Les tendances à la hausse de la résistance du VIH aux médicaments pourraient entraîner un plus grand nombre d’infections et de décès. Selon un modèle mathématique, on pourrait observer 135 000 décès et 105 000 nouvelles infections de plus dans les cinq prochaines années si on ne prend pas de mesures. Dans le même temps, les coûts du traitement du VIH pourraient augmenter de 650 millions de dollars. La lutte contre la résistance du VIH aux médicaments imposera une participation active de nombreux partenaires. Un nouveau plan d’action mondial sur cinq ans demande à tous les pays et les partenaires d’unir leurs efforts pour prévenir, surveiller la résistance du VIH, y riposter et ainsi préserver les progrès en cours visant à mettre fin à l’épidémie de sida d’ici 2030. De plus, l’OMS a mis au point de nouveaux outils pour aider les pays à surveiller la résistance du VIH, améliorer la qualité des programmes de traitement et passer à de nouveaux traitements, si nécessaire.

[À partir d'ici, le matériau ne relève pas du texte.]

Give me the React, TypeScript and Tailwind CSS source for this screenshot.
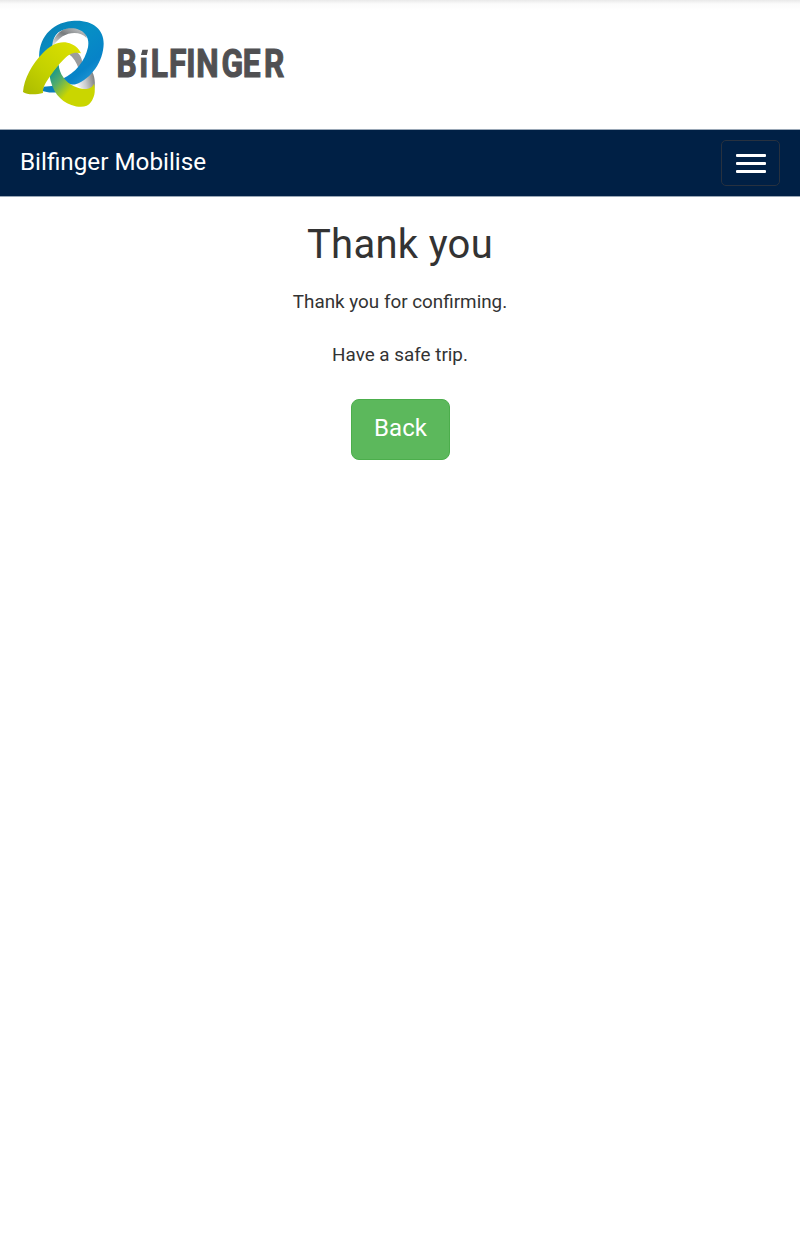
function LogoMark() {
  return (
    <svg className="h-[110px] w-[110px]" viewBox="0 0 330 330" aria-hidden>
      <defs>
        <linearGradient id="blue" x1="0.1" y1="0" x2="0.9" y2="1">
          <stop offset="0" stopColor="#087fb5" />
          <stop offset="0.4" stopColor="#078fc5" />
          <stop offset="0.75" stopColor="#0783c8" />
          <stop offset="1" stopColor="#2d9fda" />
        </linearGradient>
        <linearGradient id="green" x1="0" y1="1" x2="1" y2="0">
          <stop offset="0" stopColor="#aaba00" />
          <stop offset="0.4" stopColor="#c3d100" />
          <stop offset="1" stopColor="#dfe200" />
        </linearGradient>
        <linearGradient id="teal" gradientUnits="userSpaceOnUse" x1="118" y1="192" x2="185" y2="250">
          <stop offset="0" stopColor="#16968e" />
          <stop offset="0.4" stopColor="#55ad68" />
          <stop offset="0.9" stopColor="#cad600" />
        </linearGradient>
        <linearGradient id="innerTop" x1="0" y1="1" x2="1" y2="0">
          <stop offset="0" stopColor="#f4f4f4" />
          <stop offset="0.5" stopColor="#777b7d" />
          <stop offset="1" stopColor="#d8dadb" />
        </linearGradient>
        <linearGradient id="innerRight" x1="0" y1="0.5" x2="1" y2="0.3">
          <stop offset="0" stopColor="#ffffff" />
          <stop offset="0.5" stopColor="#c8cacb" />
          <stop offset="1" stopColor="#77797a" />
        </linearGradient>
      </defs>
      <path d="M124 108C134 66 170 44 206 54C222 60 229 68 230 84C213 65 181 65 158 79C145 88 137 96 132 106Z" fill="url(#innerTop)" />
      <path d="M196 122C210 132 217 145 217 162L206 176C200 158 190 142 176 132Z" fill="#9b9c9d" />
      <path d="M244 180C254 196 258 222 252 240C240 244 215 238 194 222C218 214 232 204 244 180Z" fill="url(#innerRight)" />
      <path d="M101 230C112 229 122 230 134 225L145 245C128 250 110 247 97 243Z" fill="#0a7ebb" />
      <path
        d="M88 147C84 88 122 39 185 33C242 27 282 55 281 101C280 154 245 205 197 223C183 226 166 218 158 206C196 190 225 153 234 112C242 76 214 51 176 55C141 60 125 84 127 116Z"
        fill="url(#blue)"
      />
      <path
        d="M118 194L146 164C148 191 166 216 192 229C215 240 243 242 252 221C258 246 252 263 243 276C232 293 209 294 184 285C150 272 126 245 118 194Z"
        fill="url(#teal)"
      />
      <path
        d="M39 246C42 206 66 163 98 130C122 105 147 93 172 98C191 102 207 114 213 130C205 128 190 127 178 134C164 142 138 172 118 202C106 220 97 234 99 249C80 254 50 255 39 246Z"
        fill="url(#green)"
      />
    </svg>
  );
}

function Wordmark() {
  return (
    <svg className="h-[54px] w-[180px]" viewBox="0 -7 180 54" role="img" aria-label="Bilfinger">
      <text
        x="7.8 35.2 48.7 70.7 91.2 103.2 133.6 159 184.3"
        y="32.4"
        transform="scale(.835 1)"
        strokeWidth="1.1"
        className="fill-[#505052] stroke-[#505052] font-['Roboto',sans-serif] text-[38px] font-bold"
      >
        BiLFINGER
      </text>
      {/* slanted dot on the i */}
      <path d="M29.5 2H40V12.6H29.5Z" fill="white" />
      <path d="M32.4 4.8H38L36.8 10H31Z" fill="#505052" />
    </svg>
  );
}

function MenuButton() {
  return (
    <button
      type="button"
      aria-label="Toggle navigation"
      className="mt-[10px] flex h-[46px] w-[59px] flex-col items-center justify-center gap-[5px] rounded-[5px] border border-[#27313f]"
    >
      <span className="h-[3px] w-[30px] rounded-[1px] bg-white" />
      <span className="h-[3px] w-[30px] rounded-[1px] bg-white" />
      <span className="h-[3px] w-[30px] rounded-[1px] bg-white" />
    </button>
  );
}

export default function App() {
  return (
    <div className="min-h-screen bg-white font-['Roboto',sans-serif] text-[18.85px] text-[#333]">
      <div className="h-[10px] bg-linear-to-b from-[#e9e9e9] via-[#fbfbfb] via-40% to-white" />
      <header className="flex h-[119px] pl-[10px]">
        <LogoMark />
        <div className="-ml-[10px] pt-[28px]">
          <Wordmark />
        </div>
      </header>
      <nav className="flex h-[68px] items-start justify-between border-y border-[#99a7b6] bg-[#002045] pr-5 pl-5">
        <a href="#" className="pt-[19px] text-[24.25px] leading-[27px] text-white">
          Bilfinger Mobilise
        </a>
        <MenuButton />
      </nav>
      <main className="flex flex-col items-center text-center">
        <h1 className="mt-[26px] text-[40px] leading-[44px] tracking-[0.3px]">Thank you</h1>
        <p className="mt-[22px] leading-[27px]">Thank you for confirming.</p>
        <p className="mt-[26px] leading-[27px]">Have a safe trip.</p>
        <button
          type="button"
          className="mt-[30px] ml-px h-[61px] w-[99px] rounded-lg border border-[#4cae4c] bg-[#5cb85c] pb-[3px] text-2xl tracking-[0.1px] text-white"
        >
          Back
        </button>
      </main>
    </div>
  );
}
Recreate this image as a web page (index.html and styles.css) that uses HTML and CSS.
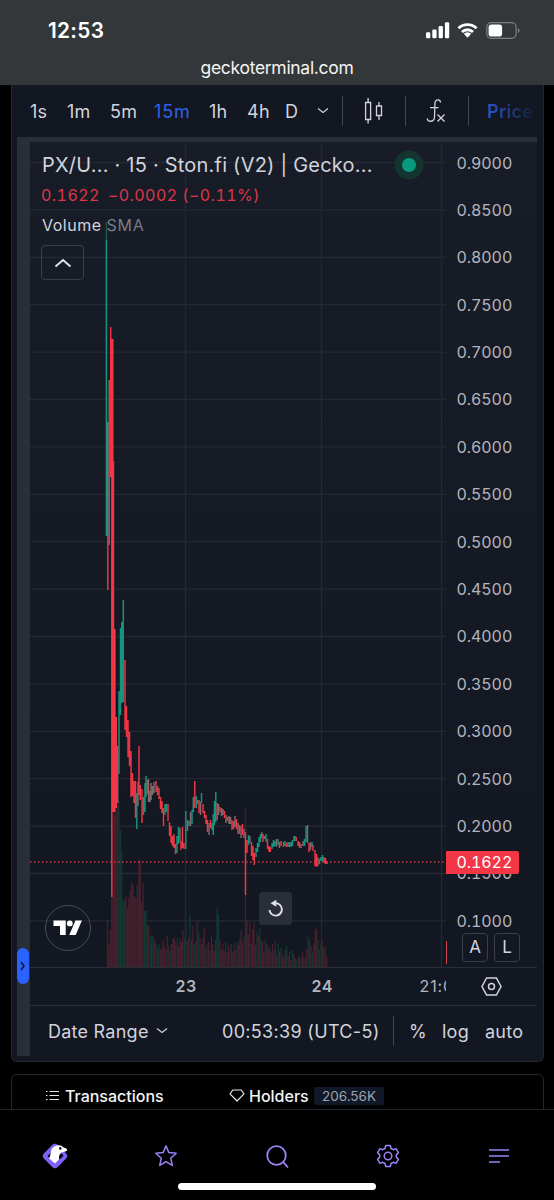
FILE: index.html
```html
<!DOCTYPE html>
<html lang="en">
<head>
<meta charset="utf-8">
<title>GeckoTerminal</title>
<link rel="stylesheet" href="styles.css">
</head>
<body>
<header class="browser">
  <div class="status">
    <span class="clock">12:53</span>
    <svg class="status-icons" width="102" height="22" viewBox="0 0 102 22">
      <g fill="#fff"><rect x="0" y="12.300" width="4.300" height="6" rx="1.200"/><rect x="6.300" y="9.500" width="4.300" height="8.800" rx="1.200"/><rect x="12.600" y="6" width="4.300" height="12.300" rx="1.200"/><rect x="18.900" y="2.300" width="4.300" height="16" rx="1.200"/></g>
      <g fill="none" stroke="#fff" stroke-width="2.900"><path d="M32.500 8.200a13 13 0 0 1 18 0M36 12a8 8 0 0 1 11 0"/></g>
      <path d="M37.800 13.800a5.200 5.200 0 0 1 7.400 0L41.500 17.800Z" fill="#fff"/>
      <rect x="60.800" y="2.700" width="29.300" height="15.600" rx="4.500" fill="none" stroke="#7d8081" stroke-width="1.200"/>
      <rect x="62.600" y="4.500" width="13.500" height="12" rx="2.800" fill="#fff"/>
      <path d="M91.900 8a2.700 2.700 0 0 1 0 5Z" fill="#7d8081"/>
    </svg>
  </div>
  <div class="url">geckoterminal.com</div>
</header>

<main class="page">
  <section class="card chart-card">
    <div class="toolbar">
      <span>1s</span><span>1m</span><span>5m</span><span class="active">15m</span><span>1h</span><span>4h</span><span>D</span>
      <svg class="chev" width="12" height="8" viewBox="0 0 12 8"><path d="M1 1.500 6 5.500 11 1.500" fill="none" stroke="#d1d4dc" stroke-width="1.200"/></svg>
      <i class="rule"></i>
      <svg width="20" height="28" viewBox="0 0 20 28" fill="none" stroke="#d1d4dc" stroke-width="1.300"><path d="M1.600 5.500h5v17h-5zM4.100 1v4.500M4.100 22.500v4M12.500 9h5v9.500h-5zM15 5v4M15 18.500V23"/></svg>
      <i class="rule"></i>
      <svg width="20" height="26" viewBox="0 0 20 26" fill="none" stroke="#d1d4dc" stroke-width="1.300"><path d="M14.500 4.500C14.500 1 9.300.5 8.900 5.500L8.500 19c-.2 5.500-6.800 5.300-7.300 1.500M4 9.700h8.500M11.500 16.500l7 7M18.500 16.500l-7 7"/></svg>
      <i class="rule"></i>
      <span class="price-toggle">Price</span>
    </div>
    <div class="workspace">
      <aside class="drawer"><button class="handle"><svg width="6" height="10" viewBox="0 0 6 10"><path d="M1 1 4 5 1 9" fill="none" stroke="#101828" stroke-width="1.500"/></svg></button></aside>
      <div class="terminal">
        <div class="pane">
          <svg class="plot" viewBox="30 142 416 825" width="416" height="825">
            <path id="grid" stroke="#242833" stroke-width="1.300"/>
            <path id="vol-up" class="vol" stroke="#133832"/>
            <path id="vol-down" class="vol" stroke="#45212d"/>
            <path id="up" class="bar" stroke="#129881"/>
            <path d="M106.400 222V240" class="bar" stroke="#17594f"/>
            <path id="flat" class="bar" stroke="#826b6b"/>
            <path id="down" class="bar" stroke="#f23645"/>
            <path d="M30 862H446" stroke="#c23c4e" stroke-width="1.600" stroke-dasharray="1.500 2.500"/>
          </svg>
          <div class="legend">
            <div class="symbol"><span>PX/U... · 15 · Ston.fi (V2) | Gecko...</span><i class="live"></i></div>
            <div class="change"><span>0.1622</span><span>−0.0002 (−0.11%)</span></div>
            <div class="study">Volume <span>SMA</span></div>
            <button class="collapse"><svg width="18" height="10" viewBox="0 0 18 10"><path d="M1.500 8.500 9 2 16.500 8.500" fill="none" stroke="#e0e3eb" stroke-width="2"/></svg></button>
          </div>
          <div class="tv"><svg width="30" height="16" viewBox="0 0 30 16" fill="#fff"><path d="M.5.500h12.200V15H7V6H.5z"/><circle cx="16.800" cy="3.400" r="2.900"/><path d="M22.400.500h6.500L22.700 15h-6.400z"/></svg></div>
          <button class="reset"><svg width="18" height="20" viewBox="0 0 18 20"><path d="M8.500 4.200a6.200 6.200 0 1 1-6 6.800" fill="none" stroke="#e0e3eb" stroke-width="1.900"/><path d="M9.300.700v7L3.500 4.200z" fill="#e0e3eb"/></svg></button>
        </div>
        <div class="scale">
          <div class="ticks"><span>0.9000</span><span>0.8500</span><span>0.8000</span><span>0.7500</span><span>0.7000</span><span>0.6500</span><span>0.6000</span><span>0.5500</span><span>0.5000</span><span>0.4500</span><span>0.4000</span><span>0.3500</span><span>0.3000</span><span>0.2500</span><span>0.2000</span><span>0.1500</span><span>0.1000</span></div>
          <div class="last">0.1622</div>
          <i class="vol-mark"></i>
          <div class="modes"><b>A</b><b>L</b></div>
        </div>
        <div class="time"><b>23</b><b>24</b><span>21:00</span></div>
        <div class="gear"><svg width="21" height="19" viewBox="0 0 21 19" fill="none" stroke="#d1d4dc" stroke-width="1.500"><path d="M5.600 1h9.800L20 9.500 15.400 18H5.600L1 9.500z"/><circle cx="10.500" cy="9.500" r="3"/></svg></div>
        <div class="footer">
          <span class="range">Date Range</span>
          <svg class="chev" width="12" height="8" viewBox="0 0 12 8"><path d="M1 1.500 6 5.500 11 1.500" fill="none" stroke="#d1d4dc" stroke-width="1.200"/></svg>
          <span class="utc">00:53:39 (UTC-5)</span><i class="rule"></i><span class="pct">%</span><span class="log">log</span><span class="auto">auto</span>
        </div>
      </div>
    </div>
  </section>

  <section class="card tabs">
    <svg class="list-icon" width="13" height="11" viewBox="0 0 13 11" stroke="#e5e7eb" stroke-width="1.100"><path d="M3.500 1.500H13M3.500 5.500H13M3.500 9.500H13M0 1.500h1.500M0 5.500h1.500M0 9.500h1.500"/></svg>
    <span class="tab-tx">Transactions</span>
    <svg class="gem" width="16" height="13" viewBox="0 0 16 13" fill="none" stroke="#e5e7eb" stroke-width="1.200" stroke-linejoin="round"><path d="M3.800 1h8.400L15 4.800 8 12 1 4.800z"/></svg>
    <span class="tab-h">Holders</span>
    <span class="count">206.56K</span>
  </section>
</main>

<nav class="bottom">
  <div class="nav-icons">
    <svg width="30" height="30" viewBox="0 0 30 30"><rect x="5.300" y="5.300" width="19.400" height="19.400" rx="4" transform="rotate(45 15 15)" fill="#7f62f5"/><path d="M11 11.500 7.500 15l3.500 3.500zM21.500 12l2 3-4 3.500-1-2.500z" fill="#08060f"/><path d="M15 22.500 9 17.500C11.500 14.500 9.500 9 13.500 6c4-2.500 8.500-2 9.500.3 1.800.7 4.300 1.300 4.200 2.800-.8 2-4.200 1.500-6.500 3-2.700 2-1 4-1.800 6.500z" fill="#fff"/><circle cx="20.300" cy="7.400" r="1.300" fill="#181220"/></svg>
    <svg width="24" height="24" viewBox="0 0 24 24" fill="none" stroke="#9b82f3" stroke-width="1.500" stroke-linejoin="round"><path d="m12 1.900 2.900 6.700 7.300.7-5.500 4.900 1.600 7.200-6.300-3.800-6.300 3.800 1.600-7.200-5.500-4.900 7.300-.7z"/></svg>
    <svg width="24" height="24" viewBox="0 0 24 24" fill="none" stroke="#9b82f3" stroke-width="1.800" stroke-linecap="round"><circle cx="11.500" cy="11.500" r="9.300"/><path d="m18.200 18.200 4.300 4.600"/></svg>
    <svg width="24" height="24" viewBox="0 0 24 24" fill="none" stroke="#9b82f3" stroke-width="1.500" stroke-linejoin="round"><path d="M9.700 1.500h4.600l.7 3 2.200 1.200 3-.9 2.300 4-2.200 2.100v2.200l2.200 2.100-2.300 4-3-.9-2.200 1.200-.7 3H9.700l-.7-3-2.200-1.200-3 .9-2.300-4 2.200-2.100v-2.200L1.500 8.800l2.300-4 3 .9L9 4.500z"/><circle cx="12" cy="12" r="3.800"/></svg>
    <svg width="24" height="24" viewBox="0 0 24 24" stroke="#9b82f3" stroke-width="1.600"><path d="M2 6h20M2 12h20M2 18h11"/></svg>
  </div>
  <div class="home-bar"></div>
</nav>
<script src="chart.js"></script>
</body>
</html>
```
FILE: styles.css
```css
* { box-sizing: border-box; }
body { margin: 0; width: 554px; height: 1200px; overflow: hidden; display: flex; flex-direction: column; background: #000; color: #d1d4dc; font-family: Inter, "Liberation Sans", sans-serif; }
svg { display: block; flex: none; }
button { padding: 0; display: grid; place-items: center; font: inherit; color: inherit; }
span { white-space: nowrap; }

.browser { height: 85px; flex: none; background: #343739; color: #fff; }
.status { height: 56px; display: flex; align-items: center; justify-content: space-between; padding: 5px 26px 0 48px; }
.clock { font-size: 20.800px; font-weight: 600; letter-spacing: .3px; }
.url { text-align: center; font-size: 17.500px; letter-spacing: -.3px; line-height: 24px; color: #f4f4f4; }

.page { height: 1024px; flex: none; overflow: hidden; }
.card { width: 533px; margin-left: 11px; border: 1px solid #222731; }
.chart-card { height: 977px; border-top: 0; border-radius: 0 0 6px 6px; background: #131722; padding-left: 5px; }
.toolbar { height: 52px; width: 515px; display: grid; grid-template-columns: 37px 43px 44px 55px 38px 38px 32px 25px 22px 41px 21px 42px 19px 1fr; align-items: center; padding-left: 13px; font-size: 18px; letter-spacing: .3px; }
.toolbar .active { color: #2f62e8; letter-spacing: .9px; }
.rule { width: 1px; height: 30px; background: #434651; display: block; }
.price-toggle { font-weight: 600; color: transparent; background: linear-gradient(90deg, #2757cf, #15203d 46px); -webkit-background-clip: text; background-clip: text; }
.workspace { display: flex; width: 520px; height: 919px; }
.drawer { width: 13px; background: #2a2e39; }
.handle { width: 12px; height: 36px; margin-top: 811px; border: 0; border-radius: 6px; background: #2962ff; }
.terminal { width: 507px; height: 919px; border-top: 5px solid #2a2e39; display: grid; grid-template-columns: 416px 91px; grid-template-rows: 825px 38px 51px; background: #131722; }
.pane { position: relative; overflow: hidden; background: #171b26; border-top-left-radius: 4px; }
.plot { position: absolute; inset: 0; background: linear-gradient(#181c27, #131722); }
.bar { stroke-width: 1.450; }
.vol { stroke-width: 1.300; }
.legend { position: relative; padding: 9px 0 0 12px; }
.symbol { height: 27px; width: 384px; display: flex; align-items: center; justify-content: space-between; font-size: 20px; letter-spacing: .22px; }
.live { width: 14px; height: 14px; margin-right: 10px; border-radius: 50%; background: #089981; box-shadow: 0 0 0 7.500px #14352f; }
.change { display: flex; gap: 8px; height: 33px; align-items: center; margin-left: -1px; font-size: 16px; font-variant-numeric: tabular-nums; letter-spacing: .45px; color: #dc3648; }
.study { height: 29px; line-height: 29px; font-size: 16px; letter-spacing: .5px; }
.study span { color: #787b86; letter-spacing: .8px; }
.collapse { width: 43px; height: 35px; margin: 5px 0 0 -1px; border: 1px solid #3a3e49; border-radius: 4px; background: transparent; }
.tv { position: absolute; left: 15px; top: 763px; width: 46px; height: 46px; border: 1.500px solid #4a4d57; border-radius: 50%; display: grid; place-items: center; }
.reset { position: absolute; left: 229px; top: 750px; width: 33px; height: 33px; border: 0; border-radius: 4px; background: #2a2e39; }
.scale { position: relative; font-size: 16px; letter-spacing: -.08px; font-variant-numeric: tabular-nums; color: #b2b5be; background: linear-gradient(#181c27, #131722); }
.ticks { display: flex; flex-direction: column; margin-top: -2.500px; padding-left: 10.500px; }
.ticks span { height: 47.400px; line-height: 47.400px; }
.last { position: absolute; left: 0; top: 709px; width: 73px; height: 23px; line-height: 23px; padding-left: 10.500px; background: #f23645; color: #fff; border-radius: 0 2px 2px 0; }
.vol-mark { position: absolute; left: 0; top: 799px; width: 1px; height: 23px; background: #cf3f50; }
.modes { position: absolute; left: 16px; top: 791px; display: flex; gap: 6px; }
.modes b { width: 26px; height: 29px; border: 1.500px solid #3a3e49; border-radius: 4px; text-align: center; line-height: 27px; font-size: 17px; font-weight: 400; color: #d1d4dc; }
.time { height: 38px; overflow: hidden; border-top: 1px solid #2a2e39; display: grid; grid-template-columns: 136px 108px 26px; padding-left: 145.500px; font-size: 16px; line-height: 37px; color: #b2b5be; }
.time b { font-weight: 600; letter-spacing: .5px; }
.time span { letter-spacing: .9px; }
.gear { border-top: 1px solid #2a2e39; padding: 9px 0 0 35px; }
.footer { grid-column: 1 / 3; border-top: 1px solid #2a2e39; display: grid; grid-template-columns: 108px 66px 171px 16px 33px 43px 1fr; align-items: center; padding-left: 18px; font-size: 18px; letter-spacing: .25px; }
.utc { letter-spacing: .32px; }

.tabs { height: 40px; margin-top: 12px; border-radius: 6px 6px 0 0; display: flex; align-items: center; padding: 3px 0 0 34px; font-size: 16px; font-weight: 500; color: #f3f4f6; }
.tab-tx { margin-left: 6px; width: 164px; }
.tab-h { margin-left: 4px; width: 65px; }
.count { width: 70px; height: 18px; background: #111827; border-radius: 2px; line-height: 18px; text-align: center; font-size: 13.500px; font-weight: 400; color: #9ca3af; }

.bottom { height: 91px; flex: none; border-top: 1px solid #20242e; background: #000; }
.nav-icons { width: 554px; height: 74px; padding-top: 18px; display: grid; grid-template-columns: repeat(5, 110.800px); justify-items: center; align-items: center; }
.home-bar { width: 198px; height: 7px; border-radius: 4px; background: #fff; margin: -1px 0 0 178px; }
```
FILE: chart.js
```js
// Each bar is x, high, low in chart units.
const down = `110.700,327,477 111.800,339,897 112.800,339,812 113.500,461,812 114.900,629,812 116.300,717,808 125,660,730 126.500,706,737 128,720,757 129.500,732,766 131,751,797 132.500,773,796 134,781,803 135.500,781,818 139,746,795 140.300,785,800 142,789,823 147.500,780,794 156,781,792 159,788,799 160.500,797,809 162,801,813 163.500,808,826 168,804,821 169.500,822,836 171,826,843 172.500,836,846 174,834,848 175.500,844,854 181,841,850 182.500,827,848 184,843,849 194.800,781,808 199,800,813 203,804,813 204.500,811,818 206,815,824 207.500,820,832 210.500,820,828 217.200,803,820 220,807,812 224.500,811,818 227.500,817,821 232,820,830 236.500,819,829 239.500,825,834 242.500,824,835 245.500,832,895 247,840,853 251.500,842,856 253,846,860 254.300,853,865 263,834,842 267.500,839,849 269,846,852 270.300,847,852 281,841,846 286.500,843,847 296.300,837,841 298,841,846 299.500,842,848 309,843,852 313,845,851 315,850,866 316.500,854,867 324,857,863 325.500,858,864 327,861,864`;
const flat = `107.600,422,536 109.200,380,545 117.700,746,803 138,782,806 148.500,779,802 150,791,802 151,783,800 152.500,786,795 154,782,793 157.500,786,795 180,828,842 187.500,820,831 190.500,812,826 200.500,802,815 209,823,835 218.500,804,815 221.500,808,816 223,809,815 226,815,823 229,816,824 230.500,817,824 233.500,821,829 235,816,827 238,823,834 241,826,838 244,829,838 250,836,843 261.800,832,838 264.500,836,839 276.500,839,847 279.500,842,848 283.500,842,847 289.500,842,847 301,844,848 303,841,846 307.500,825,843 310.500,842,850 318,857,866`;
const up = `106.400,240,536 119,691,774 120.500,628,715 121.800,622,703 123.300,600,702 136.800,793,829 143.500,797,815 145,783,812 146,776,797 165,804,815 166.500,804,812 177,836,853 178.500,827,844 185.800,811,849 189,821,826 192,810,824 193.300,797,812 196.300,796,808 197.800,800,804 201.500,793,803 212,823,830 213.300,814,835 214.500,801,825 215.800,792,822 248.500,835,845 256,848,857 257.500,843,852 259,837,847 260.500,834,842 266,834,842 272,843,849 273.500,840,847 275,841,846 278,839,845 285,841,846 288,842,847 291,842,847 292.500,840,846 294,836,841 295,836,841 304.500,839,846 306,826,842 312,842,847 319.500,859,864 321,857,861 322.500,855,861`;
const toPath = s => s.split(' ').map(b => b.split(',')).map(([x, h, l]) => `M${x} ${h}V${l}`).join('');
document.getElementById('down').setAttribute('d', toPath(down) + 'M107.800 536V590');
document.getElementById('flat').setAttribute('d', toPath(flat));
document.getElementById('up').setAttribute('d', toPath(up));

let grid = 'M185.500 142V967M321.500 142V967M441.500 142V967';
for (let i = 0; i < 17; i++) grid += `M30 ${162.500 + i * 47.400}H446`;
document.getElementById('grid').setAttribute('d', grid);

// Volume tops, one per bar from the first traded interval.
const tops = [920,945,930,820,806,815,812,806,800,830,852,900,901,896,908,898,890,882,885,896,898,885,896,860,902,883,911,911,925,925,935,937,936,940,943,948,944,948,950,940,947,950,936,946,951,944,939,938,942,938,946,938,942,930,938,922,941,937,915,940,926,945,941,920,932,938,944,938,928,948,945,942,950,936,944,951,940,908,914,940,950,944,951,942,952,945,949,944,952,943,950,942,945,939,930,942,937,898,920,935,922,944,930,923,945,932,936,928,940,942,952,940,944,949,946,952,944,950,941,955,944,951,948,954,958,950,946,956,952,960,950,954,958,960,958,957,959,951,957,959,949,937,940,946,952,943,930,928,940,950,943,940,948,946,956];
const upBars = new Set([8,9,10,11,12,21,26,27,28,30,31,32,34,36,41,44,49,54,55,58,61,64,66,70,72,76,77,78,83,86,91,96,101,105,107,108,111,114,117,120,122,126,128,130,133,136,139,141,144,148,150,152]);
let vu = '', vd = 'M245.500 808V967M139 860V967';
tops.forEach((t, i) => {
  const m = `M${(107.500 + i * 1.423).toFixed(2)} ${t}V967`;
  if (upBars.has(i)) vu += m; else vd += m;
});
document.getElementById('vol-up').setAttribute('d', vu);
document.getElementById('vol-down').setAttribute('d', vd);
```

Le Fonds mondial et les CDC, coauteurs du rapport

"Ce nouveau rapport dresse un tableau inquiétant des niveaux croissants de résistance du VIH et, en l’absence de contrôle, ils pourraient poser un risque majeur pour l’impact du programme", a souligné Marijke Wijnroks, médecin et directrice exécutive par intérim au Fonds mondial. "Nous préconisons fortement d’appliquer les recommandations de l’OMS concernant les indicateurs d’alerte précoce et les enquêtes sur la résistance du VIH dans chaque plan national pour la thérapie antirétrovirale, ainsi que d’envisager leur financement par les subventions du Fonds mondial ou une reprogrammation". De son côté, Shannon Hader, médecin et directrice du Département VIH et tuberculose du CDC, a indiqué : "Le nouveau rapport réunit les conclusions essentielles des enquêtes sur la résistance du VIH dans le monde entier qui, avec d’autres données au niveau national, confirment la nécessité de réfléchir d’une manière prospective dans nos efforts pour combattre la résistance : étendre les tests mesurant la charge virale, améliorer la qualité des programmes de traitement et passer à de nouveaux médicaments comme le dolutégravir". "Les taux généraux élevés de suppression virale dans trois évaluations nationales récentes en population de l’impact du VIH ont montré que les traitements de première intention actuels demeurent largement efficaces. Toutefois, il sera crucial d’accorder une attention particulière aux populations exposées au risque de résistance, jeunes enfants, adolescents, femmes enceintes et autres populations clés, pour cibler des interventions plus urgentes. Nous appelons la communauté mondiale à une vigilance et à une réactivité continuelles", poursuit-elle.